_Data_.
☆ ☆ ☆ ☆ ☆ ☆ ☆
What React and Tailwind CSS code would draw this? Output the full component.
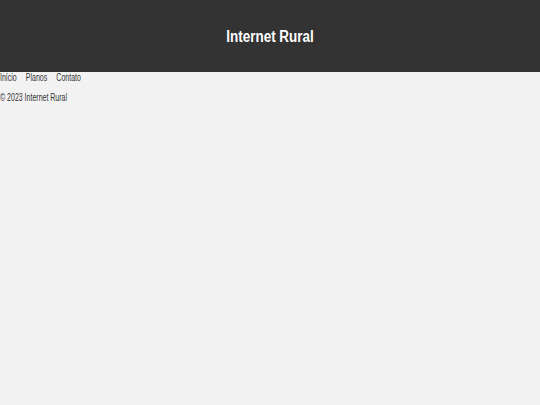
export default function App() {
  return (
    <div className="min-h-[405px] bg-[#f2f2f2] text-[#333] font-['Liberation_Sans',Arial,sans-serif]">
      <header className="h-[72px] bg-[#333] text-white flex items-center justify-center pt-[1px]">
        <h1 className="inline-block text-[16px] font-bold leading-none scale-x-[0.84]">Internet Rural</h1>
      </header>
      <nav className="flex">
        <div className="flex gap-[13px] text-[10px] leading-[12px] origin-left scale-x-[0.7]">
          <a>Início</a>
          <a>Planos</a>
          <a>Contato</a>
        </div>
      </nav>
      <footer className="flex mt-[8px]">
        <p className="text-[10px] leading-[12px] origin-left scale-x-[0.7]">© 2023 Internet Rural</p>
      </footer>
    </div>
  );
}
☆ ☆ ☆ ☆ ☆ ☆ ☆
_What you need to do_. Return each line of the data, keeping its wording exact and omitting pictures.

_Reply_.
What React and Tailwind CSS code would draw this? Output the full component.
export default function App() {
  return (
    <div className="min-h-[405px] bg-[#f2f2f2] text-[#333] font-['Liberation_Sans',Arial,sans-serif]">
      <header className="h-[72px] bg-[#333] text-white flex items-center justify-center pt-[1px]">
        <h1 className="inline-block text-[16px] font-bold leading-none scale-x-[0.84]">Internet Rural</h1>
      </header>
      <nav className="flex">
        <div className="flex gap-[13px] text-[10px] leading-[12px] origin-left scale-x-[0.7]">
          <a>Início</a>
          <a>Planos</a>
          <a>Contato</a>
        </div>
      </nav>
      <footer className="flex mt-[8px]">
        <p className="text-[10px] leading-[12px] origin-left scale-x-[0.7]">© 2023 Internet Rural</p>
      </footer>
    </div>
  );
}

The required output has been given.